Die Argumente für diesen euphemistisch Rettungsschirm genannten Umverteilmechanismus sind vielfach genannt und ausführlich diskutiert worden. Das frechste unter ihnen lautet, daß es sich um einen gigantisch angelegten finanzpolitischen Ausgleich zwischen Ländern mit hoher und niedriger Produktivität handeln würde; also eine Hilfsleistung für darbende Brüder und Schwestern im Süden – in Griechenland, Spanien, Portugal, Italien, Zypern – und im Westen – Irland – und demnächst in der Mitte – Slowenien – und wer weiß wo noch überall. Nach monatelanger medialer und politischer Indoktrinierung, diese »Hilfe« würde den entsprechenden in Not geratenen Ländern zuteil werden, damit diese die Austeritätsmaßnahmen der Maastricht-Kriterien meistern könnten, ist das auch den Gläubigsten unter den (EU-)Gläubigen nicht mehr vermittelbar. Längst ist klar geworden: Die »Rettungsschirme« bestehen aus subventionierten Krediten für marode Banken, aus Bürgschaften und/oder Ankäufen für bzw. von Staatsanleihen, die wiederum hauptsächlich an Banken emittiert worden sind und weiter emittiert werden.

Auch über die volkswirtschaftlichen Auswirkungen mit ihren sozialen, regionalen und kulturellen Verwerfungen, die als Bedingung für Kreditvergaben gestellt werden, weiß der informierte Bürger Bescheid. Zu den diesbezüglichen Klassikern gehören die Erhöhung von Massensteuern, die Senkung von Löhnen, die Kündigung von Staatsdienern und so weiter. Über all das wurde viel geschrieben und machte sich laut Empörung breit.

Die politische Relevanz des ESM geht indes noch weit über die besprochenen Folgen hinaus. Seine Struktur deutet dies bereits an. Denn wieder einmal – und diesmal mit dem Zugriff auf grenzenlose finanzielle Mittel – ist es die Summe der nationalen Exekutiven, die an jeglicher gesetzgeberischen Körperschaft vorbei den ESM besetzt. Und zwar im Wortsinn. Sein höchstes Gremium, der Gouverneursrat, wird von den Finanzministern der Euro-Zone bestimmt, nationale Parlamente sind ebenso wie das EU-Parlament von dem Vorgang ausgeschlossen.

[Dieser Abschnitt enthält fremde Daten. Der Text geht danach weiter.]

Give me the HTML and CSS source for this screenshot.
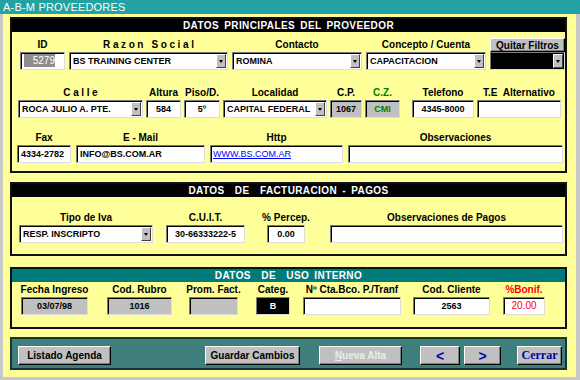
FILE: index.html
```html
<!DOCTYPE html>
<html lang="es">
<head>
  <meta charset="UTF-8" />
  <title>A-B-M Proveedores</title>
  <link rel="stylesheet" href="styles.css">
</head>
<body>
  <div class="window">
    <div class="titlebar">A-B-M PROVEEDORES</div>

    <div class="client">

      <!-- Datos principales -->
      <div class="group g-main">
        <div class="group-head">DATOS PRINCIPALES DEL PROVEEDOR</div>

        <div class="row r1">
          <div class="field w-id">
            <label>ID</label>
            <div class="box"><span class="sel">5279</span></div>
          </div>
          <div class="field w-razon">
            <label class="spaced">Razon Social</label>
            <div class="box select"><span class="val">BS TRAINING CENTER</span><span class="drop"></span></div>
          </div>
          <div class="field w-contacto">
            <label>Contacto</label>
            <div class="box select"><span class="val">ROMINA</span><span class="drop"></span></div>
          </div>
          <div class="field w-concepto">
            <label>Concepto / Cuenta</label>
            <div class="box select"><span class="val">CAPACITACION</span><span class="drop"></span></div>
          </div>
          <div class="field w-filtros">
            <button class="btn btn-filter">Quitar Filtros</button>
            <div class="box select dark"><span class="val"></span><span class="drop"></span></div>
          </div>
        </div>

        <div class="row r2">
          <div class="field w-calle">
            <label class="spaced">Calle</label>
            <div class="box select"><span class="val">ROCA JULIO A. PTE.</span><span class="drop"></span></div>
          </div>
          <div class="field w-altura">
            <label>Altura</label>
            <div class="box center">584</div>
          </div>
          <div class="field w-piso">
            <label>Piso/D.</label>
            <div class="box center">5º</div>
          </div>
          <div class="field w-localidad">
            <label>Localidad</label>
            <div class="box select"><span class="val">CAPITAL FEDERAL</span><span class="drop"></span></div>
          </div>
          <div class="field w-cp">
            <label>C.P.</label>
            <div class="box grey center">1067</div>
          </div>
          <div class="field w-cz">
            <label class="green">C.Z.</label>
            <div class="box grey center green">CMI</div>
          </div>
          <div class="field w-tel">
            <label>Telefono</label>
            <div class="box center">4345-8000</div>
          </div>
          <div class="field w-tealt">
            <label>T.E&nbsp; Alternativo</label>
            <div class="box"></div>
          </div>
        </div>

        <div class="row r3">
          <div class="field w-fax">
            <label>Fax</label>
            <div class="box">4334-2782</div>
          </div>
          <div class="field w-email">
            <label>E - Mail</label>
            <div class="box">INFO@BS.COM.AR</div>
          </div>
          <div class="field w-http">
            <label>Http</label>
            <div class="box link">WWW.BS.COM.AR</div>
          </div>
          <div class="field w-obs">
            <label>Observaciones</label>
            <div class="box"></div>
          </div>
        </div>
      </div>

      <!-- Facturacion -->
      <div class="group g-billing">
        <div class="group-head">DATOS&nbsp; DE&nbsp; FACTURACION - PAGOS</div>
        <div class="row r4">
          <div class="field w-iva">
            <label>Tipo de Iva</label>
            <div class="box select"><span class="val">RESP. INSCRIPTO</span><span class="drop"></span></div>
          </div>
          <div class="field w-cuit">
            <label>C.U.I.T.</label>
            <div class="box center">30-66333222-5</div>
          </div>
          <div class="field w-percep">
            <label>% Percep.</label>
            <div class="box center">0.00</div>
          </div>
          <div class="field w-obspagos">
            <label>Observaciones de Pagos</label>
            <div class="box"></div>
          </div>
        </div>
      </div>

      <!-- Uso interno -->
      <div class="group g-internal">
        <div class="group-head teal">DATOS&nbsp; DE&nbsp; USO INTERNO</div>
        <div class="row r5">
          <div class="field w-fecha">
            <label>Fecha Ingreso</label>
            <div class="box grey center">03/07/98</div>
          </div>
          <div class="field w-rubro">
            <label>Cod. Rubro</label>
            <div class="box grey center">1016</div>
          </div>
          <div class="field w-prom">
            <label>Prom. Fact.</label>
            <div class="box grey"></div>
          </div>
          <div class="field w-categ">
            <label>Categ.</label>
            <div class="box dark center">B</div>
          </div>
          <div class="field w-cta">
            <label>Nº Cta.Bco. P./Tranf</label>
            <div class="box"></div>
          </div>
          <div class="field w-codcli">
            <label>Cod. Cliente</label>
            <div class="box center">2563</div>
          </div>
          <div class="field w-bonif">
            <label class="red">%Bonif.</label>
            <div class="box center red thin">20.00</div>
          </div>
        </div>
      </div>

      <!-- Botonera -->
      <div class="toolbar">
        <button class="btn tb-list">Listado Agenda</button>
        <button class="btn tb-save">Guardar Cambios</button>
        <button class="btn tb-new" disabled><u>N</u>ueva Alta</button>
        <button class="btn tb-nav tb-prev">&lt;</button>
        <button class="btn tb-nav tb-next">&gt;</button>
        <button class="btn tb-close">Cerrar</button>
      </div>

    </div>
  </div>
</body>
</html>
```

FILE: styles.css
```css
* {
  box-sizing: border-box;
}

html,
body {
  margin: 0;
}

body {
  font-family: "Liberation Sans", Arial, sans-serif;
  background: #c0c0c0;
}

.window {
  width: 580px;
  height: 380px;
  display: flex;
  flex-direction: column;
  background: #c8c8c8;
}

.titlebar {
  height: 14px;
  background: #22a2a3;
  color: #fff;
  font-size: 11px;
  line-height: 14px;
  padding-left: 3px;
  letter-spacing: 0.2px;
}

.client {
  flex: 1;
  margin: 0 4px 3px 3px;
  background: #ffff99;
  padding: 3px 9px 0 7px;
  display: flex;
  flex-direction: column;
}

/* group frames */
.group {
  border: 2px solid #111;
}

.g-main {
  padding-bottom: 8px;
  margin-bottom: 9px;
}

.g-billing {
  padding-bottom: 11px;
  margin-bottom: 11px;
}

.g-internal {
  padding-bottom: 12px;
  margin-bottom: 8px;
}

.group-head {
  height: 13px;
  background: #000;
  color: #fff;
  font-size: 10px;
  font-weight: bold;
  line-height: 13px;
  text-align: center;
  letter-spacing: 0.4px;
  word-spacing: 2px;
}

.group-head.teal {
  background: #007b7b;
}

/* rows */
.row {
  display: flex;
  align-items: flex-start;
}

.r1 {
  margin-top: 6px;
  padding-left: 8px;
  gap: 4px;
}

.r2 {
  margin-top: 16px;
  padding-left: 6px;
  gap: 3px;
}

.r3 {
  margin-top: 13px;
  padding-left: 5px;
  gap: 5px;
}

.r4 {
  margin-top: 14px;
  padding-left: 7px;
  gap: 13px;
}

.r5 {
  margin-top: 1px;
  padding-left: 9px;
  gap: 13px;
}

.field {
  display: flex;
  flex-direction: column;
  align-items: center;
}

.field label {
  height: 14px;
  line-height: 14px;
  font-size: 10px;
  font-weight: bold;
  white-space: nowrap;
}

.field label.spaced {
  letter-spacing: 2.6px;
  padding-left: 2.6px;
}

.green {
  color: #008000;
}

.red {
  color: #f00;
}

/* field widths */
.w-id { width: 45px; }
.w-razon { width: 159px; }
.w-contacto { width: 130px; }
.w-concepto { width: 120px; }
.w-filtros { width: 75px; }

.w-calle { width: 125px; }
.w-altura { width: 35px; }
.w-piso { width: 36px; }
.w-localidad { width: 104px; }
.w-cp { width: 32px; }
.w-cz { width: 35px; }
.w-tel { width: 62px; margin-left: 9px; }
.w-tealt { width: 84px; }

.w-fax { width: 54px; }
.w-email { width: 129px; }
.w-http { width: 133px; }
.w-obs { width: 215px; }

.w-iva { width: 134px; }
.w-cuit { width: 79px; }
.w-percep { width: 38px; margin-left: 9px; }
.w-obspagos { width: 233px; margin-left: 12px; }

.w-fecha { width: 67px; }
.w-rubro { width: 65px; margin-left: 6px; }
.w-prom { width: 49px; margin-left: 4px; }
.w-categ { width: 34px; margin-left: 5px; }
.w-cta { width: 98px; }
.w-codcli { width: 77px; margin-left: -1px; }
.w-bonif { width: 42px; }

/* sunken edit boxes */
.box {
  width: 100%;
  height: 18px;
  background: #fff;
  border: 1px solid;
  border-color: #7a7a7a #dcdcdc #dcdcdc #7a7a7a;
  box-shadow: inset 1px 1px 0 #000;
  font-size: 9px;
  font-weight: bold;
  line-height: 16px;
  padding: 0 3px;
  white-space: nowrap;
  overflow: hidden;
}

.box.center {
  text-align: center;
}

.box.grey {
  background: #c0c0c0;
}

.box.dark {
  background: #000;
  color: #fff;
}

.box.green {
  color: #008000;
}

.box.red {
  color: #f00;
}

.box.thin {
  font-weight: normal;
  font-size: 10px;
}

.box.link {
  color: #00f;
  font-weight: normal;
  text-decoration: underline;
  padding-left: 2px;
}

.sel {
  display: inline-block;
  width: 31px;
  height: 13px;
  margin-top: 1px;
  background: #8c8c8c;
  color: #fff;
  line-height: 13px;
  text-align: right;
  font-size: 10px;
  font-weight: normal;
  vertical-align: top;
}

.box.select {
  display: flex;
  padding-right: 1px;
}

.select .val {
  flex: 1;
  overflow: hidden;
}

.drop {
  width: 10px;
  height: 14px;
  margin-top: 1px;
  background: #c0c0c0;
  border: 1px solid;
  border-color: #fff #404040 #404040 #fff;
  display: flex;
  align-items: center;
  justify-content: center;
}

.drop::after {
  content: "";
  border-left: 2px solid transparent;
  border-right: 2px solid transparent;
  border-top: 3px solid #000;
}

/* buttons */
.btn {
  height: 19px;
  padding: 0;
  background: #c0c0c0;
  border: 1px solid;
  border-color: #fff #000 #000 #fff;
  box-shadow: inset -1px -1px 0 #808080;
  font-family: "Liberation Sans", Arial, sans-serif;
  font-size: 10px;
  font-weight: bold;
  color: #000;
}

.btn-filter {
  width: 100%;
  height: 14px;
  line-height: 11px;
}

.toolbar {
  display: flex;
  align-items: flex-start;
  background: #3f7f7b;
  border: 2px solid #173432;
  padding: 7px 0 3px 6px;
}

.tb-list { width: 93px; }
.tb-save { width: 95px; margin-left: 94px; }
.tb-new { width: 83px; margin-left: 19px; color: #ececec; }
.tb-nav {
  color: #0000a8;
  font-size: 14px;
  line-height: 14px;
}
.tb-prev { width: 40px; margin-left: 18px; }
.tb-next { width: 37px; margin-left: 4px; }
.tb-close {
  width: 45px;
  margin-left: 16px;
  font-family: "Liberation Serif", "Times New Roman", serif;
  font-size: 12px;
  color: #0000a8;
}
```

Gänzlich neu für EU-Europa ist jedoch die Struktur des »permanenten Rettungsschirms«. Eine Rechtsperson im bisherigen Verständnis ist er nicht. Der ESM hat die Form einer »Finanz­organisation« nach dem Vorbild des Internationalen Währungsfonds (IWF). Und hier offenbart sich auch der eigentliche Effekt, der über die Frage, wer nun wen mit wieviel Geld »retten« soll, hinausgeht. Denn im zukünftig finanzstärksten Organ der Europäischen Union, dem Gouverneursrat, sitzen sich die Finanzminister nicht mehr als Vertreter der Euro-Staaten gegenüber, sondern als Kapitalvertreter. Ihre Stimmen repräsentieren die unterschiedliche Kapitalkraft der in den Topf eingezahlten Summen. Die deutsche Stimme wiegt schwerer als die Summe von 13 kapitalschwächeren Ländern. Als einzige kann Berlin wichtige Abstimmungen blockieren, die eine qualifizierte Mehrheit von 80 Prozent benötigen. Mit dem ESM hat sich die Euro-Zone der Europäischen Union dem Diktat endgültig der Kapitallogik unterworfen.